WORK TO BE COMPLETED => Collect each line holding the string "components".

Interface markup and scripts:
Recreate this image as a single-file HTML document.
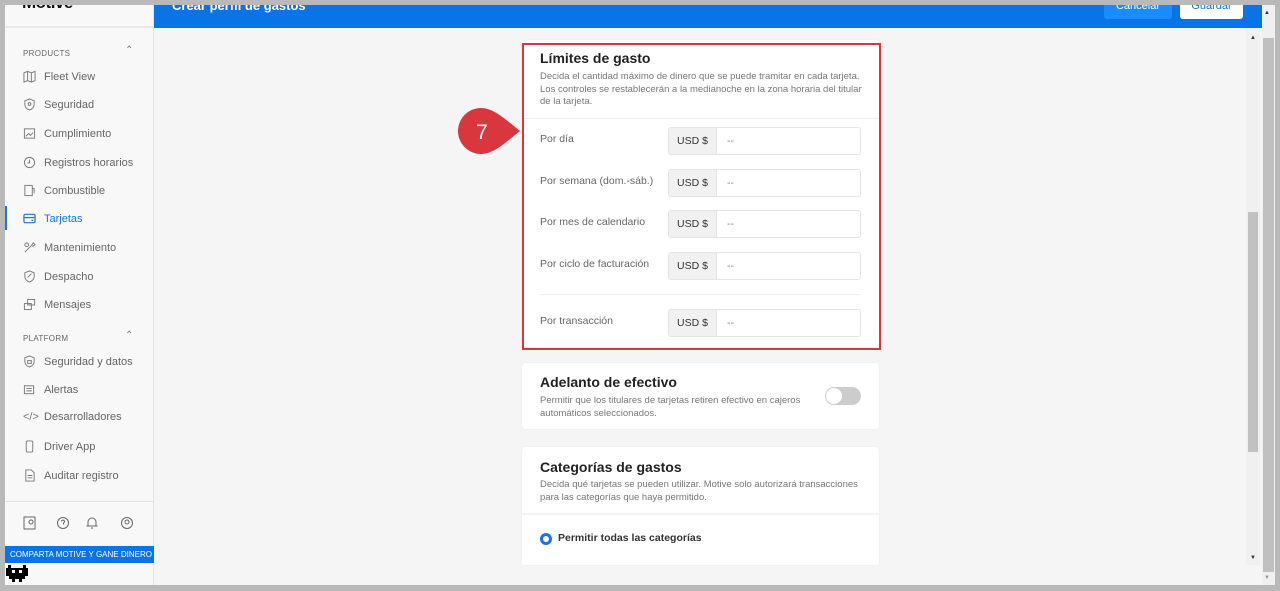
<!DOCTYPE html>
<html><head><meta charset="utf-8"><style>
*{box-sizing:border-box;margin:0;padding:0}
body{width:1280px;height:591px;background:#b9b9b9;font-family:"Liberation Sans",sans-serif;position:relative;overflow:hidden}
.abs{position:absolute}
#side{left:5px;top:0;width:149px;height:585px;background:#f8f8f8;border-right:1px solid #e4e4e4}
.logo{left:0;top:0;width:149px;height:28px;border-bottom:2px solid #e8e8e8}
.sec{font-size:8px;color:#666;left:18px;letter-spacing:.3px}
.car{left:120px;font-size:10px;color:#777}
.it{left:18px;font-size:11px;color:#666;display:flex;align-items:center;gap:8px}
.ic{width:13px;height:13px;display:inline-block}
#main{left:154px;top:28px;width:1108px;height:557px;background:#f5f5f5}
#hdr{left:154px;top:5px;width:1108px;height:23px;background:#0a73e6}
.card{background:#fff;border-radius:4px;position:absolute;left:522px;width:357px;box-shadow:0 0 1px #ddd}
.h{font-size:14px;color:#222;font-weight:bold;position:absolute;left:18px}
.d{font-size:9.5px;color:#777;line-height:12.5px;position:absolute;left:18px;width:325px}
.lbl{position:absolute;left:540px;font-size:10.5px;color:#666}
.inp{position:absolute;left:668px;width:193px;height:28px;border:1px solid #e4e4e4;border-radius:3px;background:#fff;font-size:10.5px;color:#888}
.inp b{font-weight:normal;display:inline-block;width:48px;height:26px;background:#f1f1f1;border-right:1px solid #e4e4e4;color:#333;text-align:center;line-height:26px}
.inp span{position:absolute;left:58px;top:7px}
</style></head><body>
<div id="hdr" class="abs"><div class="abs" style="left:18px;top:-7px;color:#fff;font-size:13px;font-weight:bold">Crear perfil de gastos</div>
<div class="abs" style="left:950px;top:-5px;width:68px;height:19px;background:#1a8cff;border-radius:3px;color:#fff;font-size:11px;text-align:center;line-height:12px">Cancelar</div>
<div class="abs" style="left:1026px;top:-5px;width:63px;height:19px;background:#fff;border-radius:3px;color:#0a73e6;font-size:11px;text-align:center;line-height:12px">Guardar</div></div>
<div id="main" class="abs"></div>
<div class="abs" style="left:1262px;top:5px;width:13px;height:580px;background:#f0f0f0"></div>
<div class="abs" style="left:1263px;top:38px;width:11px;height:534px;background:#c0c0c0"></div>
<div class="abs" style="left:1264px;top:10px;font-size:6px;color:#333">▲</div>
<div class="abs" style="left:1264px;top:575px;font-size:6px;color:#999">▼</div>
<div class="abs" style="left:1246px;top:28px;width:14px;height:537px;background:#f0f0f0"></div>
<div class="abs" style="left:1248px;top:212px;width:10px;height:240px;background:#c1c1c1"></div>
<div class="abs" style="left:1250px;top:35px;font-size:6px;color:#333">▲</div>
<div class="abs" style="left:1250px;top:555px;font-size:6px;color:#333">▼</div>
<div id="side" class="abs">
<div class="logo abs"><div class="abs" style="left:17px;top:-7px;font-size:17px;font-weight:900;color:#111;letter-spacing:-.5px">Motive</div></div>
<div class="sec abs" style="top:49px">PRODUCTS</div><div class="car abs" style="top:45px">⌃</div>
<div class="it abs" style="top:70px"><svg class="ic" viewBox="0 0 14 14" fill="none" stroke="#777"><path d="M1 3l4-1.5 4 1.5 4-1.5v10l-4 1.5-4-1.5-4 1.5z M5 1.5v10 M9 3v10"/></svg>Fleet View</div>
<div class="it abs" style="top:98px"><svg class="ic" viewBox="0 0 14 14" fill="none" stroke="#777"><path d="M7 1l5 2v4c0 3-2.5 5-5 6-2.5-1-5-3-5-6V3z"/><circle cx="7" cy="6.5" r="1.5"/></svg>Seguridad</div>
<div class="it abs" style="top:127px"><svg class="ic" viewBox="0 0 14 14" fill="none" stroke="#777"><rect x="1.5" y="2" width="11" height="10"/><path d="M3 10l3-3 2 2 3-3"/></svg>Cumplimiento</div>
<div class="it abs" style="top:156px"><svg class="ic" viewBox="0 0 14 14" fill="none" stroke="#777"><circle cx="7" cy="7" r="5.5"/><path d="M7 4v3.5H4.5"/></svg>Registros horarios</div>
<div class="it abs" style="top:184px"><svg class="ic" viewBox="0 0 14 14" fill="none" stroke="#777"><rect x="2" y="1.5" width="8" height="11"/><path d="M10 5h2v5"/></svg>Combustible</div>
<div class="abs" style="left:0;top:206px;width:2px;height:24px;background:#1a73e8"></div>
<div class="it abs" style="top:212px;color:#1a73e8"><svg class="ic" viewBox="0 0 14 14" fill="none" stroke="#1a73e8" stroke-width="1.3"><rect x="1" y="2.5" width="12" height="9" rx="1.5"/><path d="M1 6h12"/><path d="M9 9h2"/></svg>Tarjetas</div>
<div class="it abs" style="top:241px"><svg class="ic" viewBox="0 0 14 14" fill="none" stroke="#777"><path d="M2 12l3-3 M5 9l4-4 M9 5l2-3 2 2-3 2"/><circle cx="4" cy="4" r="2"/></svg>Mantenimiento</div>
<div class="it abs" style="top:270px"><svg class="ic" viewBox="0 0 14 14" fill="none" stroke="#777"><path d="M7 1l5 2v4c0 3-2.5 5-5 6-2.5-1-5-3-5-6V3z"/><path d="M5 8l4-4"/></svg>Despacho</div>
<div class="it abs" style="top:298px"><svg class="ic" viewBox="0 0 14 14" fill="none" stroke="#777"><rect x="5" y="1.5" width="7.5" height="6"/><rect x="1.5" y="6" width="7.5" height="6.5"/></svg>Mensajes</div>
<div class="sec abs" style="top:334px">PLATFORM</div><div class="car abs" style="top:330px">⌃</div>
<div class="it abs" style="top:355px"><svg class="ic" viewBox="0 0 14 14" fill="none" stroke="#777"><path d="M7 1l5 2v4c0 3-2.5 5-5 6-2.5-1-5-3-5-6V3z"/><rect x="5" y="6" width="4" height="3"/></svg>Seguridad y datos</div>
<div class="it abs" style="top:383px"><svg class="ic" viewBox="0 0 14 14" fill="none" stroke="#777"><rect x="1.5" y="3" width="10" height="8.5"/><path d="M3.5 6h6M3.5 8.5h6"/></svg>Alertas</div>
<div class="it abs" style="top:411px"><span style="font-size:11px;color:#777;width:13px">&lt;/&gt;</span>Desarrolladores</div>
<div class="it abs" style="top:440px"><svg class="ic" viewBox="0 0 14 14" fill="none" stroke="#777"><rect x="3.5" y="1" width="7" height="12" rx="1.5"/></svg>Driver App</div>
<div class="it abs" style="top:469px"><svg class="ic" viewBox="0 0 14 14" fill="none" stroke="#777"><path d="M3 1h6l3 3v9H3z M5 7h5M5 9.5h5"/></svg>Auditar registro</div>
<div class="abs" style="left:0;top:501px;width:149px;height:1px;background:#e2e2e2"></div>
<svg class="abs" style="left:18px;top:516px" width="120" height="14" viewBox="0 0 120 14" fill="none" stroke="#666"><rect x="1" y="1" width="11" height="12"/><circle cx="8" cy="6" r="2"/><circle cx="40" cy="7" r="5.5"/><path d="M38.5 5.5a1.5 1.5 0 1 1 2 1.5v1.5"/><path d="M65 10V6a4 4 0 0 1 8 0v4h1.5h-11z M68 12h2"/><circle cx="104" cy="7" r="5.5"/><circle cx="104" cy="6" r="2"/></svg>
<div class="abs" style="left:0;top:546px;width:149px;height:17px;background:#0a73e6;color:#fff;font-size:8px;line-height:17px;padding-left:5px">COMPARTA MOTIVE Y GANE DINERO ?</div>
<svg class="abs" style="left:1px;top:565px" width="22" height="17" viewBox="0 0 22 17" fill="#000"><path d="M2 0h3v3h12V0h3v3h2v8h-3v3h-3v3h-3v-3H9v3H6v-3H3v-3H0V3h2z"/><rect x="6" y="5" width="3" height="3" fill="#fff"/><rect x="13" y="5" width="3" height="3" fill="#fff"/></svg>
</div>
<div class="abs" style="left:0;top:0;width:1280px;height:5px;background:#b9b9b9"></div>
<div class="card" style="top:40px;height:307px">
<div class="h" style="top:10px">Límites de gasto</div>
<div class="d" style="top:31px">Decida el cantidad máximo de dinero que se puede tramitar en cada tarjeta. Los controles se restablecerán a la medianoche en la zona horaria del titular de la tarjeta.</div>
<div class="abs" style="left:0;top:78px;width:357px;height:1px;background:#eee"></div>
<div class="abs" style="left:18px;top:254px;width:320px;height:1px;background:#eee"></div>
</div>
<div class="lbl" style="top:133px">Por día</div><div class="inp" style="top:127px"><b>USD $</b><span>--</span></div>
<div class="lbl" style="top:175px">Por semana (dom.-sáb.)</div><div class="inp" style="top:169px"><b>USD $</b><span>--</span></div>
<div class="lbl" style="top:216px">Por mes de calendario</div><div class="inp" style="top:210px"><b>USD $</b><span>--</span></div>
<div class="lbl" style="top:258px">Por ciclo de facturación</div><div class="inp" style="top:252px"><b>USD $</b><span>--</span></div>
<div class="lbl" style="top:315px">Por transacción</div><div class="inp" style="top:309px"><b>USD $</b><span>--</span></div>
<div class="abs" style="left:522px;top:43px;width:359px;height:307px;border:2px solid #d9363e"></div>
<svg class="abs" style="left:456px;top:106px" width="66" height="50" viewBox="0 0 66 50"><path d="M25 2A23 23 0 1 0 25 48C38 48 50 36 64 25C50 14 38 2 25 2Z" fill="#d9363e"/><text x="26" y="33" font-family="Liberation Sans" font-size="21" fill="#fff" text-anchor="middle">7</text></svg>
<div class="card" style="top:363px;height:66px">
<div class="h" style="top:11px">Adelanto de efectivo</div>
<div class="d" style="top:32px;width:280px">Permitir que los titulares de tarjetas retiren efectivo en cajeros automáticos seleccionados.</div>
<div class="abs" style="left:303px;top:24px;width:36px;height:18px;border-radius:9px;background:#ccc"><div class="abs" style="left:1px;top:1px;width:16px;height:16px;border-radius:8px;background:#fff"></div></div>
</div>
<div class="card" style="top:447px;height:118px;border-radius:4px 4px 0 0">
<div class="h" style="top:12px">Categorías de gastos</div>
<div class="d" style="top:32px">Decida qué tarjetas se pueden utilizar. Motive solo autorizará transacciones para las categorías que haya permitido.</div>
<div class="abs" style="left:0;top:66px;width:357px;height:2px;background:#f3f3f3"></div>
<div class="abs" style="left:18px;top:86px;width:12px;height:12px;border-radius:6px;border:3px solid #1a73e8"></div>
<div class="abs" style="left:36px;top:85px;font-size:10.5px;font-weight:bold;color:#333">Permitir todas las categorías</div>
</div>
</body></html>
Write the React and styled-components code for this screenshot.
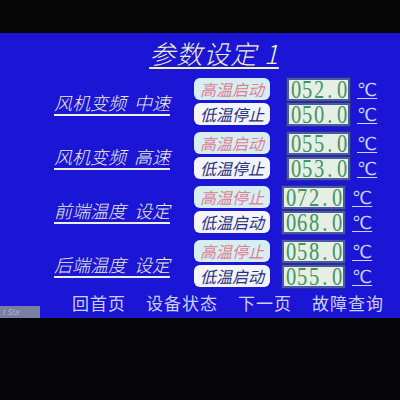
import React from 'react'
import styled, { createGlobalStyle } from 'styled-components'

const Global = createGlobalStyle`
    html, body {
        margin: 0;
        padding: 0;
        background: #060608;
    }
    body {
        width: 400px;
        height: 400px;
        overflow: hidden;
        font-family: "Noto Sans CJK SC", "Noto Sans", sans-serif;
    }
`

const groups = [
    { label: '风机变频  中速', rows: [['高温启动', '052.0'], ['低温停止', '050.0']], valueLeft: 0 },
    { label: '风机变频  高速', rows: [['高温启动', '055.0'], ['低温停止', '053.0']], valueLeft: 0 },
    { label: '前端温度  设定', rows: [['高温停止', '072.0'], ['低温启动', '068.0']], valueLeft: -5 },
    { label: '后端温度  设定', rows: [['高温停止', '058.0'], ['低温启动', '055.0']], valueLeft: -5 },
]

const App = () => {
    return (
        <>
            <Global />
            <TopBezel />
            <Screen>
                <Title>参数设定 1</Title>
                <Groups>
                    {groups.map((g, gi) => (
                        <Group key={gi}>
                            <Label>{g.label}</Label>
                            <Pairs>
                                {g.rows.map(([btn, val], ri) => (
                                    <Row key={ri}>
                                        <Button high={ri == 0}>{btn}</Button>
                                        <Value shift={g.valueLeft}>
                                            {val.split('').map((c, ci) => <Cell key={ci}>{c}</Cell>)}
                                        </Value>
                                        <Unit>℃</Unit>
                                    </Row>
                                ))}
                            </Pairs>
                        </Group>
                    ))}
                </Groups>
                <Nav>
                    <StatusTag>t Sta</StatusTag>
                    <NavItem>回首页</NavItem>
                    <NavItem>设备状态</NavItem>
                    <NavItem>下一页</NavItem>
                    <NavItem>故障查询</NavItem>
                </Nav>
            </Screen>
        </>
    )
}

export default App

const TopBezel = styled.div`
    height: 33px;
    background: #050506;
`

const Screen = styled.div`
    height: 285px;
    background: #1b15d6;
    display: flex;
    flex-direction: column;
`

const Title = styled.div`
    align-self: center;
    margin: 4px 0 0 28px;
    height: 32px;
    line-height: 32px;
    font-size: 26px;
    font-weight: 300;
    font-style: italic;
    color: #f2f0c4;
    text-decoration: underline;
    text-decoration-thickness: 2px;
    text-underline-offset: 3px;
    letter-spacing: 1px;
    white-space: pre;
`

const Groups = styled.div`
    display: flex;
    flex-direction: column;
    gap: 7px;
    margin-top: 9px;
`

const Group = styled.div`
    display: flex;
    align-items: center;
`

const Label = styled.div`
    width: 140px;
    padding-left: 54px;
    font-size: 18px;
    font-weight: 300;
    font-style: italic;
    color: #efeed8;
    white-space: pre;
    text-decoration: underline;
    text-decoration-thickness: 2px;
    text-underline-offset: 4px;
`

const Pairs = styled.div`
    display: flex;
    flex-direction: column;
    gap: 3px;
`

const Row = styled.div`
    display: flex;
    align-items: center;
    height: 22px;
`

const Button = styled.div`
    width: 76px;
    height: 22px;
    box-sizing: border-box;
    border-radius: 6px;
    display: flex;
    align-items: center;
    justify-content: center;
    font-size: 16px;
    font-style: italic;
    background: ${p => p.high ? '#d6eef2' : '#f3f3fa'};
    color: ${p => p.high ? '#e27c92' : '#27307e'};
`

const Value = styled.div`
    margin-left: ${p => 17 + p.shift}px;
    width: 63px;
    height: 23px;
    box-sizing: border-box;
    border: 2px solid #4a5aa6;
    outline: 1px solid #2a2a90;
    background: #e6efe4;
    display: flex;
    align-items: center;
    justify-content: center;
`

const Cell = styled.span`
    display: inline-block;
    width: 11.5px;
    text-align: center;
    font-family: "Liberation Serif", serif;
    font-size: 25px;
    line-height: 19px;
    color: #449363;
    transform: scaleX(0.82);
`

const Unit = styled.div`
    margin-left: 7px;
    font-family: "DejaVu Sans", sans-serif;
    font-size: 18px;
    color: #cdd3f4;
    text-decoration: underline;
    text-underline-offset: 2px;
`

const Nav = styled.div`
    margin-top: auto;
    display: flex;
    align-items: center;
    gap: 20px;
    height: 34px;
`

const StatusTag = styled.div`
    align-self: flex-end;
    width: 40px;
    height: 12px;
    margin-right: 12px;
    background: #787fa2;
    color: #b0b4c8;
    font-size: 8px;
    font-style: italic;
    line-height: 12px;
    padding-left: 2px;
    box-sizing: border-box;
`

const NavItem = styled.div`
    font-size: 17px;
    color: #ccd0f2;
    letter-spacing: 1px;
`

CORRECT RESULT =>
Write the React and styled-components code for this screenshot.
import styled, { createGlobalStyle } from 'styled-components'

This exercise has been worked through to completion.